Murió tu primo Venancio, ahogado; no sabía nadar; se fueron una tarde de verano con unos compañeros de trabajo a una playa de la costa vasca y no volvió. Era un poco atrevido, no quería nunca ser menos que nadie ni quedarse atrás en nada, pero no sabía nadar.
Se reía como un niño cuando te veía nadar y bucear bajo las
márgenes de la orilla del río, pero nunca aprendió a nadar.
Tampoco Héctor aprendió a nadar, hacía trabajos varios, a salto de mata, de descargador en el puerto, un poco de todo. Era reservado, fuerte y paciente, nunca se metió en problemas, pero los años eran duros… había que sobrevivir. También, como todos, ejercía de furtivo de vez en cuando, a la que saltaba, truchas, cangrejos, alguna vez con los mozos, por cambiar y hacerse los interesantes, una rata de agua.
Tampoco tuvo tiempo ni oportunidad para aprender a nadar.
Cuando lo rescataron de las sucias aguas del puerto la sorpresa fue tremenda.

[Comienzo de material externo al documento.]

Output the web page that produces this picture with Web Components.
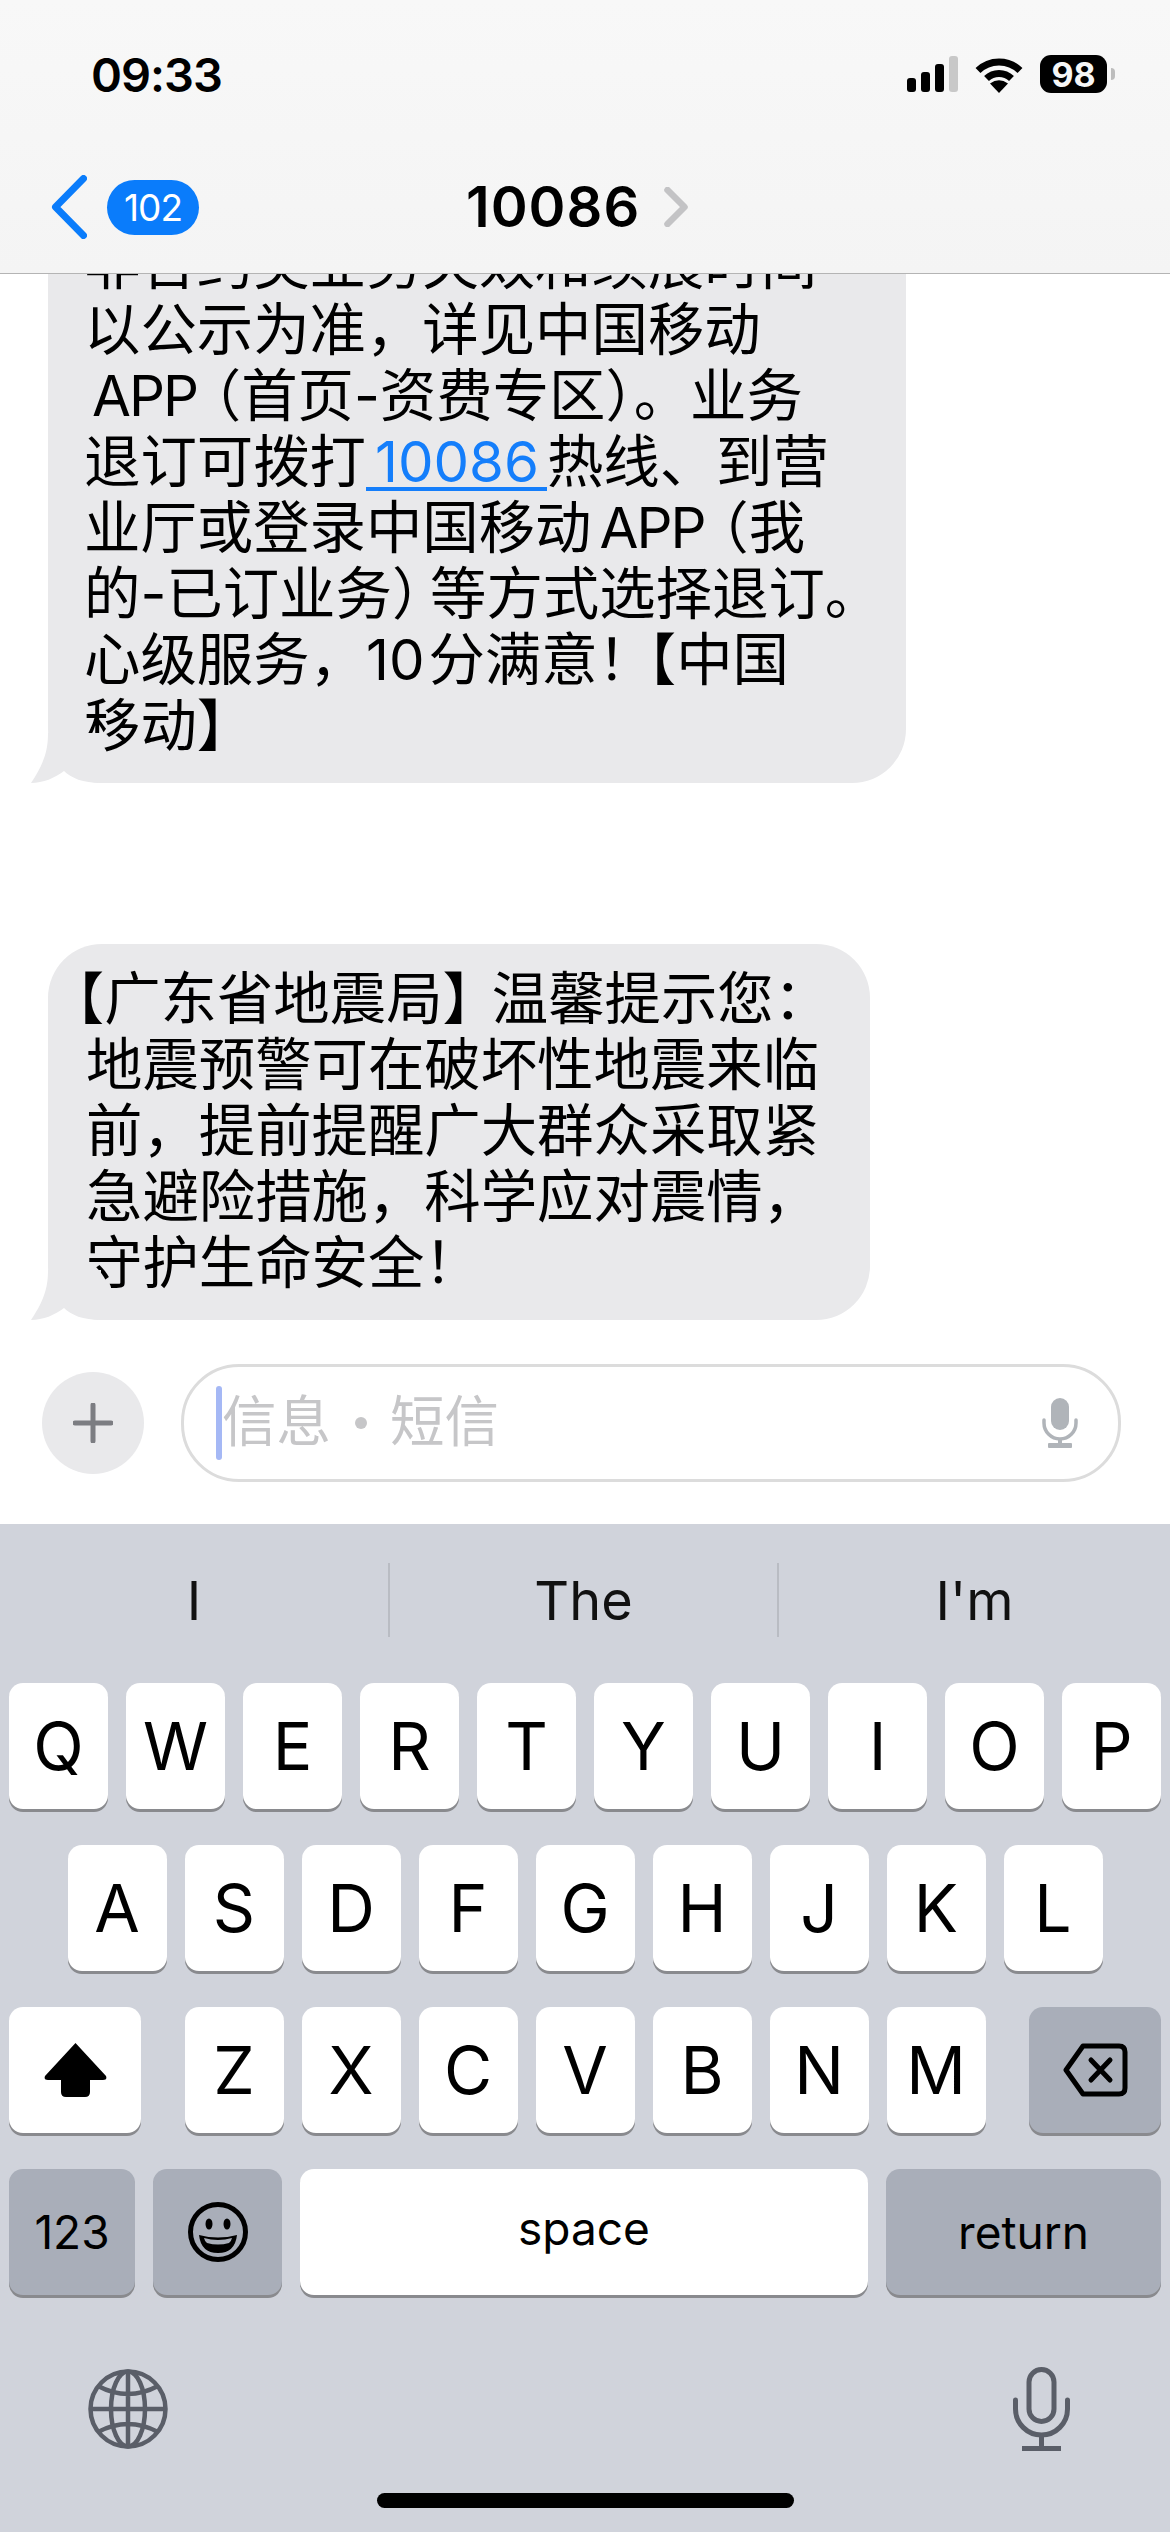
<!DOCTYPE html>
<html lang="zh-CN">
<head>
<meta charset="utf-8">
<title>10086</title>
<style>
html, body { margin: 0; padding: 0; background: #fff; }
body {
    width: 1170px;
    height: 2532px;
    overflow: hidden;
    display: flex;
    flex-direction: column;
    font-family: Inter, "Noto Sans CJK SC", sans-serif;
}
.h { font-feature-settings: "halt"; }
.gap { margin-left: 8px; }
.wide { margin-left: 16px; }
.link {
    color: #147efb;
    padding: 0 8px 0 9px;
    background: linear-gradient(#147efb, #147efb) no-repeat 0 60px / 100% 4px;
}
.latin { letter-spacing: -2px; }
.open { margin-left: -10px; }
.close { margin-right: 21px; }
.tight { letter-spacing: -6px; }
</style>
</head>
<body>
<sms-header></sms-header>
<sms-transcript>
    <sms-bubble style="--w: 858px; --pad: 36px">
        非合约类业务失效和续展时间<br>
        以公示为准，详见中国移动<br>
        <span class="gap latin">APP</span><span class="h wide">（</span>首页-资费专区<span class="h">）</span>。业务<br>
        退订可拨打<span class="link">10086</span>热线、到营<br>
        业厅或登录中国移动<span class="latin gap">APP</span><span class="h wide">（</span>我<br>
        的-已订业务<span class="h">）</span><span style="margin-left:10px"></span>等方式选择退订。<br>
        心级服务，10<span style="margin-left:4px"></span>分满意<span class="tight">！</span><span class="h">【</span>中国<br>
        移动<span class="h">】</span>
    </sms-bubble>
    <sms-bubble style="--w: 822px; margin-top: 161px">
        <span class="h open">【</span>广东省地震局<span class="h close">】</span>温馨提示您：<br>
        地震预警可在破坏性地震来临<br>
        前，提前提醒广大群众采取紧<br>
        急避险措施，科学应对震情，<br>
        守护生命安全！
    </sms-bubble>
</sms-transcript>
<sms-composer></sms-composer>
<ios-keyboard></ios-keyboard>

<script>
class SmsHeader extends HTMLElement {
    constructor() {
        super();
        this.attachShadow({mode: "open"}).innerHTML = `
        <style>
        :host { display: block; flex: none; height: 273px; background: linear-gradient(#f8f8f8, #f4f4f4); border-bottom: 1px solid #b4b4b4; position: relative; z-index: 2; color: #000; }
        .status { height: 148px; display: flex; align-items: center; padding: 0 55px 0 91px; box-sizing: border-box; }
        .time { font-size: 47px; font-weight: 600; letter-spacing: -1px; flex: 1; }
        .icons { display: flex; align-items: center; }
        .icons svg { display: block; }
        .battery { width: 67px; height: 38px; margin-left: 17px; background: #000; color: #f6f6f6; border-radius: 11px; font-size: 34px; font-weight: 700; display: flex; align-items: center; justify-content: center; }
        .nub { width: 4px; height: 12px; margin-left: 4px; background: #bdbdbd; border-radius: 0 6px 6px 0; }
        .nav { height: 118px; display: flex; align-items: center; padding-left: 51px; }
        .badge { width: 92px; height: 55px; margin-left: 20px; border-radius: 28px; background: #0a7cfb; color: #fff; font-size: 37px; display: flex; align-items: center; justify-content: center; letter-spacing: -1px; }
        .title { margin-left: 267px; font-size: 56px; font-weight: 600; letter-spacing: 1px; }
        .more { margin-left: 24px; display: block; }
        </style>
        <div class="status">
            <span class="time">09:33</span>
            <div class="icons">
                <svg width="51" height="36" viewBox="0 0 51 36">
                    <rect x="0" y="22" width="9" height="14" rx="3" fill="#000"/>
                    <rect x="14" y="16" width="9" height="20" rx="3" fill="#000"/>
                    <rect x="28" y="8" width="9" height="28" rx="3" fill="#000"/>
                    <rect x="42" y="0" width="9" height="36" rx="3" fill="#c8c8c8"/>
                </svg>
                <svg style="margin-left:17px" width="48" height="37" viewBox="0 0 48 37">
                    <path d="M3 14.5 A30 30 0 0 1 45 14.5" fill="none" stroke="#000" stroke-width="7"/>
                    <path d="M11.5 22.5 A18 18 0 0 1 36.5 22.5" fill="none" stroke="#000" stroke-width="7"/>
                    <path d="M24 37 L15 27.5 Q24 21 33 27.5 Z" fill="#000"/>
                </svg>
                <span class="battery">98</span>
                <span class="nub"></span>
            </div>
        </div>
        <div class="nav">
            <svg width="36" height="64" viewBox="0 0 36 64"><path d="M32.5 3.5 L4.5 32 L32.5 60.5" fill="none" stroke="#0a7cfb" stroke-width="7" stroke-linecap="round" stroke-linejoin="round"/></svg>
            <span class="badge">102</span>
            <span class="title">10086</span>
            <svg class="more" width="24" height="40" viewBox="0 0 24 40"><path d="M3.5 3 L20.5 20 L3.5 37" fill="none" stroke="#c3c3c5" stroke-width="6.5" stroke-linecap="round" stroke-linejoin="round"/></svg>
        </div>`;
    }
}

class SmsTranscript extends HTMLElement {
    constructor() {
        super();
        this.attachShadow({mode: "open"}).innerHTML = `
        <style>
        :host { display: flex; flex: 1; min-height: 0; flex-direction: column; justify-content: flex-end; overflow: hidden; padding: 0 0 44px 48px; background: #fff; }
        </style>
        <slot></slot>`;
    }
}

class SmsBubble extends HTMLElement {
    constructor() {
        super();
        this.attachShadow({mode: "open"}).innerHTML = `
        <style>
        :host { display: block; flex: none; position: relative; width: var(--w); box-sizing: border-box; padding: 22px 0 24px var(--pad, 38px); background: #e9e9eb; border-radius: 54px; font-size: 56.4px; line-height: 66px; color: #000; white-space: nowrap; }
        svg { position: absolute; left: -17px; bottom: 0; display: block; }
        </style>
        <svg width="70" height="50" viewBox="0 0 70 50"><path d="M17 0 C17 14 15 28 0 50 C12 50 24 45 33 38 C40 45 52 50 70 50 L70 0 Z" fill="#e9e9eb"/></svg>
        <slot></slot>`;
    }
}

class SmsComposer extends HTMLElement {
    constructor() {
        super();
        this.attachShadow({mode: "open"}).innerHTML = `
        <style>
        :host { display: flex; flex: none; height: 160px; box-sizing: border-box; padding: 0 49px 42px 42px; align-items: center; gap: 37px; background: #fff; }
        .plus { flex: none; width: 102px; height: 102px; border-radius: 50%; background: #e9e9eb; display: flex; align-items: center; justify-content: center; }
        .field { flex: 1; height: 118px; box-sizing: border-box; border: 3px solid #dcdcdc; border-radius: 58px; display: flex; align-items: center; padding: 0 40px 0 32px; }
        .caret { flex: none; width: 6px; height: 74px; border-radius: 3px; background: #a5b8f5; }
        .hint { flex: 1; font-size: 54.5px; line-height: 60px; margin-top: -4px; color: #c6c6c8; white-space: nowrap; display: flex; align-items: center; }
        .dot { width: 12px; height: 12px; border-radius: 50%; background: #c6c6c8; margin: 4px 23px 0 24px; }
        svg { display: block; }
        </style>
        <div class="plus"><svg width="40" height="40" viewBox="0 0 40 40"><path d="M20 2 V38 M2 20 H38" stroke="#7c7d82" stroke-width="5" stroke-linecap="round"/></svg></div>
        <div class="field">
            <span class="caret"></span>
            <span class="hint">信息<span class="dot"></span>短信</span>
            <svg width="36" height="50" viewBox="0 0 36 50">
                <rect x="9" y="0" width="18" height="32" rx="9" fill="#b0b4b9"/>
                <path d="M2 22 V25 A16 16 0 0 0 34 25 V22" fill="none" stroke="#b0b4b9" stroke-width="3.5" stroke-linecap="round"/>
                <path d="M18 41 V48" stroke="#b0b4b9" stroke-width="4"/>
                <rect x="6" y="45" width="24" height="5" rx="1" fill="#b0b4b9"/>
            </svg>
        </div>`;
    }
}

class KbKey extends HTMLElement {
    constructor() {
        super();
        this.attachShadow({mode: "open"}).innerHTML = `
        <style>
        :host { display: flex; flex: none; width: 99px; height: 126px; align-items: center; justify-content: center; background: #fff; color: #000; border-radius: 14px; box-shadow: 0 3px 0 #898a8e; font-size: 66px; line-height: 1; }
        :host([dark]) { background: #a9aeb9; }
        :host([small]) { font-size: 46px; }
        .raise { display: block; }
        :host([lift]) .raise { margin-top: -8px; }
        </style>
        <span class="raise"><slot></slot></span>`;
    }
}

const keyRow = (letters) => [...letters].map((c) => `<kb-key>${c}</kb-key>`).join("");

class IosKeyboard extends HTMLElement {
    constructor() {
        super();
        this.attachShadow({mode: "open"}).innerHTML = `
        <style>
        :host { display: block; flex: none; height: 1008px; background: #d0d3db; position: relative; }
        .suggest { height: 159px; display: grid; grid-template-columns: 390px 389px 391px; box-sizing: border-box; padding-top: 39px; }
        .suggest span { height: 74px; display: flex; align-items: center; justify-content: center; font-size: 54px; color: #111; border-right: 2px solid #b9bcc3; box-sizing: border-box; }
        .suggest span:last-child { border-right: 0; }
        .rows { display: flex; flex-direction: column; gap: 36px; padding: 0 9px; }
        .row { display: flex; justify-content: center; gap: 18px; }
        .row.split { justify-content: space-between; }
        .letters { display: flex; gap: 18px; }
        .extras { height: 84px; margin-top: 72px; padding: 0 100px 0 88px; display: flex; justify-content: space-between; align-items: center; }
        .home { width: 417px; height: 15px; margin: 42px auto 0; border-radius: 8px; background: #000; }
        svg { display: block; }
        </style>
        <div class="suggest"><span>I</span><span>The</span><span>I'm</span></div>
        <div class="rows">
            <div class="row">${keyRow("QWERTYUIOP")}</div>
            <div class="row">${keyRow("ASDFGHJKL")}</div>
            <div class="row split">
                <kb-key style="width:132px"><svg width="63" height="54" viewBox="0 0 63 54"><path d="M31.5 0 L62 33 Q63.5 37 59 37 H46 V49 Q46 54 41 54 H22 Q17 54 17 49 V37 H4 Q-0.5 37 1 33 Z" fill="#000"/></svg></kb-key>
                <div class="letters">${keyRow("ZXCVBNM")}</div>
                <kb-key dark style="width:132px"><svg width="65" height="54" viewBox="0 0 65 54"><path d="M20 3 H56 Q62 3 62 9 V45 Q62 51 56 51 H20 L3 27 Z" fill="none" stroke="#000" stroke-width="5" stroke-linejoin="round"/><path d="M28 17 L47 37 M47 17 L28 37" stroke="#000" stroke-width="5" stroke-linecap="round"/></svg></kb-key>
            </div>
            <div class="row">
                <kb-key dark small style="width:126px">123</kb-key>
                <kb-key dark style="width:129px"><svg width="60" height="60" viewBox="0 0 60 60"><circle cx="30" cy="30" r="27.5" fill="none" stroke="#000" stroke-width="5"/><ellipse cx="21" cy="22" rx="3.5" ry="5.5"/><ellipse cx="39" cy="22" rx="3.5" ry="5.5"/><path d="M11 33 Q30 38 49 33 Q47 51 30 51 Q13 51 11 33 Z" fill="#000"/><path d="M16 36 Q30 40 44 36 Q43 40 41 41 Q30 44 19 41 Q17 40 16 36 Z" fill="#a9aeb9"/></svg></kb-key>
                <kb-key small lift style="width:568px">space</kb-key>
                <kb-key dark small style="width:275px">return</kb-key>
            </div>
        </div>
        <div class="extras">
            <svg width="80" height="80" viewBox="0 0 80 80" fill="none" stroke="#5a5e68" stroke-width="4.5">
                <circle cx="40" cy="40" r="37.5"/>
                <ellipse cx="40" cy="40" rx="17" ry="37.5"/>
                <path d="M40 2.5 V77.5 M2.5 40 H77.5 M10 17 Q40 33 70 17 M10 63 Q40 47 70 63"/>
            </svg>
            <svg width="57" height="84" viewBox="0 0 57 84" fill="none" stroke="#5a5e68" stroke-width="5">
                <rect x="16" y="2.5" width="25" height="52" rx="12.5"/>
                <path d="M2.5 33 V42 A26 26 0 0 0 54.5 42 V33" stroke-linecap="round"/>
                <path d="M28.5 68 V80"/>
                <path d="M9 81.5 H48"/>
            </svg>
        </div>
        <div class="home"></div>`;
    }
}

customElements.define("sms-header", SmsHeader);
customElements.define("sms-transcript", SmsTranscript);
customElements.define("sms-bubble", SmsBubble);
customElements.define("sms-composer", SmsComposer);
customElements.define("kb-key", KbKey);
customElements.define("ios-keyboard", IosKeyboard);
</script>
</body>
</html>
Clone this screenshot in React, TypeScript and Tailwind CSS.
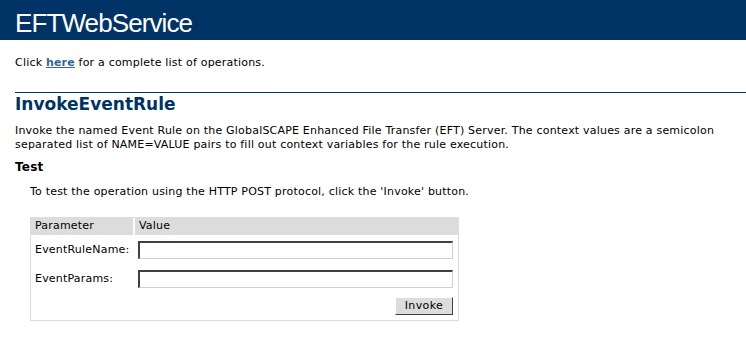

Alrededor de la cintura, bajo la camisa y la chaqueta, llevaba oculta una merluza, una pieza considerable conseguida quién sabe por qué medios o artificios.
Su muerte fue objeto de rumores en voz baja y comentarios en el pueblo… pero no se pudo sacar nada en claro.
Los hombres se dividen en dos grupos, los que sobreviven y los demás, los ganadores y los perdedores, no queda claro quienes son los verdugos, pero sí las víctimas.